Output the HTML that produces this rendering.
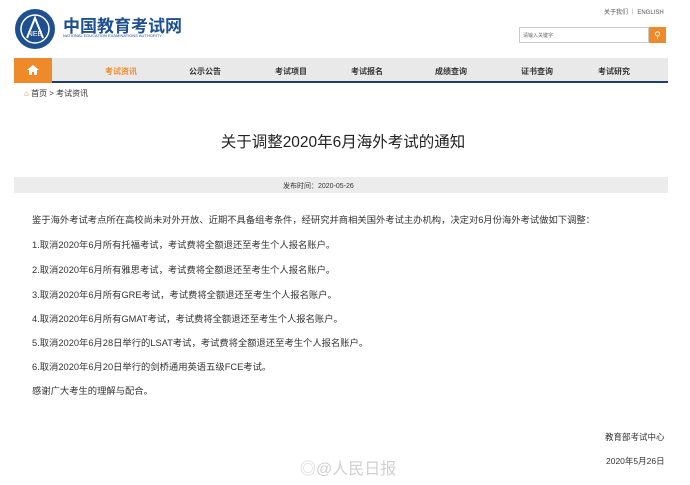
<!DOCTYPE html>
<html><head><meta charset="utf-8"><style>
*{margin:0;padding:0;box-sizing:border-box}
body{width:690px;height:485px;background:#fff;font-family:"Liberation Sans","Noto Sans CJK SC",sans-serif;color:#333;position:relative;overflow:hidden}
.a{position:absolute;white-space:nowrap}
.nav{position:absolute;left:14px;top:58px;width:654px;height:25px;background:#e9e9e9;border-bottom:2px solid #1e3d6b}
.nav span{position:absolute;top:8px;font-size:8px;font-weight:bold;color:#333}
.p{font-size:9.3px;color:#333;left:32px}
</style></head><body>
<svg class="a" style="left:14px;top:8px" width="42" height="42" viewBox="0 0 42 42"><circle cx="21" cy="21" r="20" fill="#1e4f8f"/><circle cx="21" cy="21" r="14" fill="none" stroke="#fff" stroke-width="1.5"/><path d="M13 30 L21 10 L29 30" fill="none" stroke="#fff" stroke-width="2"/><text x="21" y="28" font-size="7" fill="#fff" text-anchor="middle" font-family="Liberation Sans">NEE</text></svg>
<div class="a" style="left:63px;top:12px;font-size:17px;font-weight:bold;color:#1e4f8f">中国教育考试网</div>
<div class="a" style="left:63px;top:33px;font-size:4px;color:#1e4f8f">NATIONAL EDUCATION EXAMINATIONS AUTHORITY</div>
<div class="a" style="left:604px;top:7px;font-size:6px;color:#555">关于我们 ｜ ENGLISH</div>
<div class="a" style="left:519px;top:27px;width:130px;height:16px;border:1px solid #ccc;font-size:5px;color:#666;padding:4px 3px">请输入关键字</div>
<div class="a" style="left:649px;top:27px;width:17px;height:16px;background:#ef8a2b;color:#fff;font-size:9px;text-align:center;line-height:16px">&#9906;</div>
<div class="nav">
<div class="a" style="left:0;top:0;width:38px;height:25px;background:#ef8a2b"><svg style="position:absolute;left:13px;top:6px" width="12" height="12" viewBox="0 0 12 12"><path d="M6 1L0 6h2v5h3V8h2v3h3V6h2z" fill="#fff"/></svg></div>
<span style="left:91px;color:#ef8a2b">考试资讯</span><span style="left:175px">公示公告</span><span style="left:261px">考试项目</span><span style="left:337px">考试报名</span><span style="left:421px">成绩查询</span><span style="left:507px">证书查询</span><span style="left:584px">考试研究</span>
</div>
<div class="a" style="left:24px;top:88px;font-size:8px;color:#333"><span style="color:#ef8a2b">&#8962;</span> 首页 &gt; 考试资讯</div>
<div class="a" style="left:0;width:686px;top:130px;text-align:center;font-size:15.5px;color:#222">关于调整2020年6月海外考试的通知</div>
<div class="a" style="left:14px;top:177px;width:654px;height:16px;background:#ececec"></div>
<div class="a" style="left:283px;top:181px;font-size:7px;color:#333">发布时间：2020-05-26</div>
<div class="a p" style="top:212px">鉴于海外考试考点所在高校尚未对外开放、近期不具备组考条件，经研究并商相关国外考试主办机构，决定对6月份海外考试做如下调整：</div>
<div class="a p" style="top:237px">1.取消2020年6月所有托福考试，考试费将全额退还至考生个人报名账户。</div>
<div class="a p" style="top:262px">2.取消2020年6月所有雅思考试，考试费将全额退还至考生个人报名账户。</div>
<div class="a p" style="top:287px">3.取消2020年6月所有GRE考试，考试费将全额退还至考生个人报名账户。</div>
<div class="a p" style="top:311px">4.取消2020年6月所有GMAT考试，考试费将全额退还至考生个人报名账户。</div>
<div class="a p" style="top:335px">5.取消2020年6月28日举行的LSAT考试，考试费将全额退还至考生个人报名账户。</div>
<div class="a p" style="top:359px">6.取消2020年6月20日举行的剑桥通用英语五级FCE考试。</div>
<div class="a p" style="top:383px">感谢广大考生的理解与配合。</div>
<div class="a" style="left:605px;top:431px;font-size:8.5px">教育部考试中心</div>
<div class="a" style="left:606px;top:455px;font-size:8.5px">2020年5月26日</div>
<div class="a" style="left:300px;top:455px;font-size:16px;color:#d0d0d0">◎@人民日报</div>
</body></html>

Problem requirements = Take the data above and repeat it exactly, leaving each picture out.

Task result =
Output the HTML that produces this rendering.
<!DOCTYPE html>
<html><head><meta charset="utf-8"><style>
*{margin:0;padding:0;box-sizing:border-box}
body{width:690px;height:485px;background:#fff;font-family:"Liberation Sans","Noto Sans CJK SC",sans-serif;color:#333;position:relative;overflow:hidden}
.a{position:absolute;white-space:nowrap}
.nav{position:absolute;left:14px;top:58px;width:654px;height:25px;background:#e9e9e9;border-bottom:2px solid #1e3d6b}
.nav span{position:absolute;top:8px;font-size:8px;font-weight:bold;color:#333}
.p{font-size:9.3px;color:#333;left:32px}
</style></head><body>
<svg class="a" style="left:14px;top:8px" width="42" height="42" viewBox="0 0 42 42"><circle cx="21" cy="21" r="20" fill="#1e4f8f"/><circle cx="21" cy="21" r="14" fill="none" stroke="#fff" stroke-width="1.5"/><path d="M13 30 L21 10 L29 30" fill="none" stroke="#fff" stroke-width="2"/><text x="21" y="28" font-size="7" fill="#fff" text-anchor="middle" font-family="Liberation Sans">NEE</text></svg>
<div class="a" style="left:63px;top:12px;font-size:17px;font-weight:bold;color:#1e4f8f">中国教育考试网</div>
<div class="a" style="left:63px;top:33px;font-size:4px;color:#1e4f8f">NATIONAL EDUCATION EXAMINATIONS AUTHORITY</div>
<div class="a" style="left:604px;top:7px;font-size:6px;color:#555">关于我们 ｜ ENGLISH</div>
<div class="a" style="left:519px;top:27px;width:130px;height:16px;border:1px solid #ccc;font-size:5px;color:#666;padding:4px 3px">请输入关键字</div>
<div class="a" style="left:649px;top:27px;width:17px;height:16px;background:#ef8a2b;color:#fff;font-size:9px;text-align:center;line-height:16px">&#9906;</div>
<div class="nav">
<div class="a" style="left:0;top:0;width:38px;height:25px;background:#ef8a2b"><svg style="position:absolute;left:13px;top:6px" width="12" height="12" viewBox="0 0 12 12"><path d="M6 1L0 6h2v5h3V8h2v3h3V6h2z" fill="#fff"/></svg></div>
<span style="left:91px;color:#ef8a2b">考试资讯</span><span style="left:175px">公示公告</span><span style="left:261px">考试项目</span><span style="left:337px">考试报名</span><span style="left:421px">成绩查询</span><span style="left:507px">证书查询</span><span style="left:584px">考试研究</span>
</div>
<div class="a" style="left:24px;top:88px;font-size:8px;color:#333"><span style="color:#ef8a2b">&#8962;</span> 首页 &gt; 考试资讯</div>
<div class="a" style="left:0;width:686px;top:130px;text-align:center;font-size:15.5px;color:#222">关于调整2020年6月海外考试的通知</div>
<div class="a" style="left:14px;top:177px;width:654px;height:16px;background:#ececec"></div>
<div class="a" style="left:283px;top:181px;font-size:7px;color:#333">发布时间：2020-05-26</div>
<div class="a p" style="top:212px">鉴于海外考试考点所在高校尚未对外开放、近期不具备组考条件，经研究并商相关国外考试主办机构，决定对6月份海外考试做如下调整：</div>
<div class="a p" style="top:237px">1.取消2020年6月所有托福考试，考试费将全额退还至考生个人报名账户。</div>
<div class="a p" style="top:262px">2.取消2020年6月所有雅思考试，考试费将全额退还至考生个人报名账户。</div>
<div class="a p" style="top:287px">3.取消2020年6月所有GRE考试，考试费将全额退还至考生个人报名账户。</div>
<div class="a p" style="top:311px">4.取消2020年6月所有GMAT考试，考试费将全额退还至考生个人报名账户。</div>
<div class="a p" style="top:335px">5.取消2020年6月28日举行的LSAT考试，考试费将全额退还至考生个人报名账户。</div>
<div class="a p" style="top:359px">6.取消2020年6月20日举行的剑桥通用英语五级FCE考试。</div>
<div class="a p" style="top:383px">感谢广大考生的理解与配合。</div>
<div class="a" style="left:605px;top:431px;font-size:8.5px">教育部考试中心</div>
<div class="a" style="left:606px;top:455px;font-size:8.5px">2020年5月26日</div>
<div class="a" style="left:300px;top:455px;font-size:16px;color:#d0d0d0">◎@人民日报</div>
</body></html>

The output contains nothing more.